My music background is quite varied having spent high school and college in various parts of the country: Pennsylvania, Virginia, Mississippi and having traveled to Europe during my college days. [I listened to] Folk revival, American rock, Brit rock, soul, Motown, but not country. I have a very good collection of folk music records. Since becoming a bluegrass programmer my husband has become a bluegrass lover and has taken up mandolin and flatpick guitar.
PP: Do you play an instrument? If so, what and why?
VG: I have tried most stringed instruments, but it was like snow skiing. I never got good. While not bluegrass I do like percussion; I play catpaws, which are one-piece wooden spoons. Maybe someday I will learn to play the washboard! Fortunately my husband of 40+ years, Joe, likes music as much as I do.

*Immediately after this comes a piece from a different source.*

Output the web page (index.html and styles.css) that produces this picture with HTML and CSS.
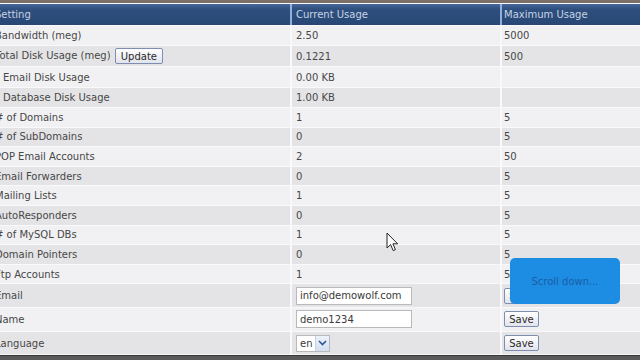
FILE: index.html
```html
<!DOCTYPE html>
<html>
<head>
<meta charset="utf-8">
<link rel="stylesheet" href="styles.css">
</head>
<body>
<div class="topbar"></div>
<table class="usage">
  <colgroup><col class="c1"><col class="c2"><col class="c3"></colgroup>
  <thead>
    <tr class="head"><th>Setting</th><th>Current Usage</th><th>Maximum Usage</th></tr>
  </thead>
  <tbody>
    <tr class="lt h19"><td>Bandwidth (meg)</td><td>2.50</td><td>5000</td></tr>
    <tr class="dk h20"><td>Total Disk Usage (meg) <button class="btn upd">Update</button></td><td>0.1221</td><td>500</td></tr>
    <tr class="lt h20"><td class="sub">Email Disk Usage</td><td>0.00 KB</td><td></td></tr>
    <tr class="dk h19"><td class="sub">Database Disk Usage</td><td>1.00 KB</td><td></td></tr>
    <tr class="lt h18"><td># of Domains</td><td>1</td><td>5</td></tr>
    <tr class="dk h18"><td># of SubDomains</td><td>0</td><td>5</td></tr>
    <tr class="lt h18"><td>POP Email Accounts</td><td>2</td><td>50</td></tr>
    <tr class="dk h18"><td>Email Forwarders</td><td>0</td><td>5</td></tr>
    <tr class="lt h18"><td>Mailing Lists</td><td>1</td><td>5</td></tr>
    <tr class="dk h18"><td>AutoResponders</td><td>0</td><td>5</td></tr>
    <tr class="lt h18"><td># of MySQL DBs</td><td>1</td><td>5</td></tr>
    <tr class="dk h18"><td>Domain Pointers</td><td>0</td><td>5</td></tr>
    <tr class="lt h18"><td>Ftp Accounts</td><td>1</td><td>5</td></tr>
    <tr class="dk h22"><td>Email</td><td><input class="field" type="text" value="info@demowolf.com"></td><td><button class="btn save">Save</button></td></tr>
    <tr class="lt h23"><td>Name</td><td><input class="field" type="text" value="demo1234"></td><td><button class="btn save">Save</button></td></tr>
    <tr class="dk h22"><td>Language</td><td><span class="sel"><span class="sel-val">en</span><span class="sel-arrow"><svg width="9" height="6" viewBox="0 0 9 6"><path d="M1 1 L4.5 4.5 L8 1" fill="none" stroke="#2f5597" stroke-width="1.6"/></svg></span></span></td><td><button class="btn save">Save</button></td></tr>
  </tbody>
</table>
<div class="bottombar"></div>
<div class="toast">Scroll down...</div>
<svg class="cursor" width="13" height="20" viewBox="0 0 13 20"><path d="M1 1 L1 16 L4.6 12.6 L7.2 18.6 L9.4 17.6 L6.9 11.8 L11.6 11.8 Z" fill="#ffffff" stroke="#222" stroke-width="1" stroke-linejoin="round"/></svg>
</body>
</html>
```
FILE: styles.css
```css
html, body {
  margin: 0;
  padding: 0;
  width: 640px;
  height: 360px;
  overflow: hidden;
  background: #f8f8fa;
  font-family: "DejaVu Sans", Verdana, sans-serif;
  font-size: 10px;
  color: #474747;
  position: relative;
}
.topbar {
  height: 3px;
  background: #7c7068;
}
.usage {
  margin-left: -10px;
  border-collapse: separate;
  border-spacing: 2px 1px;
  table-layout: fixed;
  width: 664px;
  background: #f9f9fb;
}
.c1 { width: 298px; }
.c2 { width: 208px; }
.c3 { width: 150px; }
.usage th, .usage td {
  padding: 0 0 0 3px;
  text-align: left;
  vertical-align: middle;
  white-space: nowrap;
  font-weight: normal;
}
.usage td:nth-child(2) { padding-left: 4px; }
.usage td:nth-child(3) { padding-left: 2px; }
.head th {
  height: 21px;
  color: #c7d3e4;
  background: linear-gradient(#47689a 0%, #2f4f7e 25%, #27467452 100%), #284775;
}
.head th:nth-child(2) { padding-left: 4px; }
.head th:nth-child(3) { padding-left: 2px; }
.head th + th { box-shadow: -2px 0 0 #8eb0da; }
.lt td { background: #f1f1f3; }
.dk td { background: #e4e4e6; }
.h19 { height: 19px; }
.h20 { height: 20px; }
.h18 { height: 18.6px; }
.h22 { height: 22.5px; }
.h23 { height: 23px; }
.usage td.sub { padding-left: 11px; }
.btn {
  font-family: "DejaVu Sans", Verdana, sans-serif;
  font-size: 10px;
  color: #2a2a2a;
  height: 16px;
  padding: 0 5px;
  border: 1px solid #7f8db0;
  border-radius: 2px;
  background: linear-gradient(#ffffff, #e2e4ec);
  vertical-align: middle;
  line-height: 13px;
}
.upd { margin-left: 1px; width: 48px; }
.save { width: 35px; padding: 0 2px; }
.field {
  box-sizing: border-box;
  width: 116px;
  height: 18px;
  border: 1px solid #b9b9b9;
  background: #ffffff;
  font-family: "DejaVu Sans", Verdana, sans-serif;
  font-size: 10px;
  color: #3a3a3a;
  padding: 0 3px;
  margin: 0;
  vertical-align: middle;
  outline: none;
}
.sel {
  display: inline-flex;
  align-items: stretch;
  box-sizing: border-box;
  width: 34px;
  height: 17px;
  border: 1px solid #b9b9b9;
  background: #ffffff;
  vertical-align: middle;
}
.sel-val {
  flex: 1;
  padding-left: 3px;
  line-height: 15px;
  color: #3a3a3a;
}
.sel-arrow {
  width: 13px;
  display: flex;
  align-items: center;
  justify-content: center;
  background: linear-gradient(#eef3fb, #d3dff0);
  border-left: 1px solid #c4cfe0;
}
.bottombar {
  height: 6px;
  background: #5b5b5b;
  border-top: 1px solid #383838;
}
.toast {
  position: absolute;
  left: 510px;
  top: 258px;
  width: 110px;
  height: 46px;
  border-radius: 5px;
  background: #1c8de3;
  color: #1b5ea6;
  font-size: 10px;
  display: flex;
  align-items: center;
  justify-content: center;
}
.cursor {
  position: absolute;
  left: 386px;
  top: 232px;
}
```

PP: Do you have a job outside being a DJ? If you’re retired, what did you do before retirement?
VG: I have had various jobs: sales in a greenhouse, in a full-service print shop, 27 years in a small scratch-bakery and an International adoption caseworker.
I also had a cottage industry using local fruits and vegetables, mostly organic, which I made into jams, jellies, salsas, pie fillings and more. I sold my products at local shops and wineries but mostly at farmer’s markets and festivals.My husband and I reared two children so I was busy taking them to their activities and was a “professional” room mother! I am now retired.
PP: What are your interests and/or hobbies other than your apparent love of bluegrass music?
VG: Joe and I like to travel. We like seeing new country and returning to familiar places. I always take my camera, tri-pod, binoculars and a bird book. We like live bluegrass. I can feel it in my core! We like seeing old friends and making new ones. If possible, I like to wade in the Atlantic Ocean; it rehydrates my soul. We have two granddaughters who are very important to us!
PP: You were at IBMA’s World of Bluegrass in 2016. Do you attend this event every year? What do you appreciate the most about it?
VG: I have attended IBMA about 7 or 8 times, both in Nashville and Raleigh. What do I appreciate the most? Live music, meeting the musicians and agents, and friends! Old friends, new friends. They are all FRIENDS. IBMA gives youth musicians exposure with well-known musicians working with them in workshops and hallway concerts. I enjoy listening to and meeting new musicians. This contact with people in the bluegrass music industry has provided KAFM with a healthy bluegrass library. I like sharing the music and my experiences with my audience. I like that Raleigh embraces IBMA and incorporates the city into the event, five days long. IBMA is an acronym for “I've Been Mostly Awake.”
PP: Last year, you and your husband participated in the Crooked Road Tour, which covers 330 miles in Southwest Virginia. Tell us about your experience. Would you recommend it to others?
VG: Joe and I have traveled the Crooked Road twice, specifically for the music, and want to do it again and again. Everyone we met wanted us to go to their jams! It was so much fun. We were immersed in bluegrass where it originated and runs deep in the culture of the area.
Even as we traveled, we would find out about jams that we had not heard about. These musicians “been playin’ since they’s babies” and they are GOOD. No video games for these kids.
Of course I would recommend going to the Crooked Road! There are numerous festivals, some small, some large, and great little venues. One of my favorite stops is Floyd. The Floyd Country Store has a good music section and jams on Sundays and Fridays, seasonally. County Sales is the place to go for new and out-of-date music. But it’s not just the Crooked Road. Southwest Virginia is beautiful. I am at home there, having spent two years in Bristol in college. While in the area you can also drive the Blue Ridge Parkway from northern Virginia to southwestern North Carolina, ending at the Great Smoky Mountains National Park.
PP: One last question: You’ve been writing articles for Pow’r Pickin’ for about six years now. Where do you get the information you supply about bluegrass happenings on the Western Slope?
VG: I get my information from searching the Internet or talking to locals in-the-know.
Veta is the “glue” representing and advocating bluegrass on the Western Slope. Thank you, Veta, for keeping bluegrass alive and well in Colorado! KAFM can be heard locally at 88.1 and 96.9 FM. It can be streamed at www.kafmradio.org and can be heard on TuneIn Radio.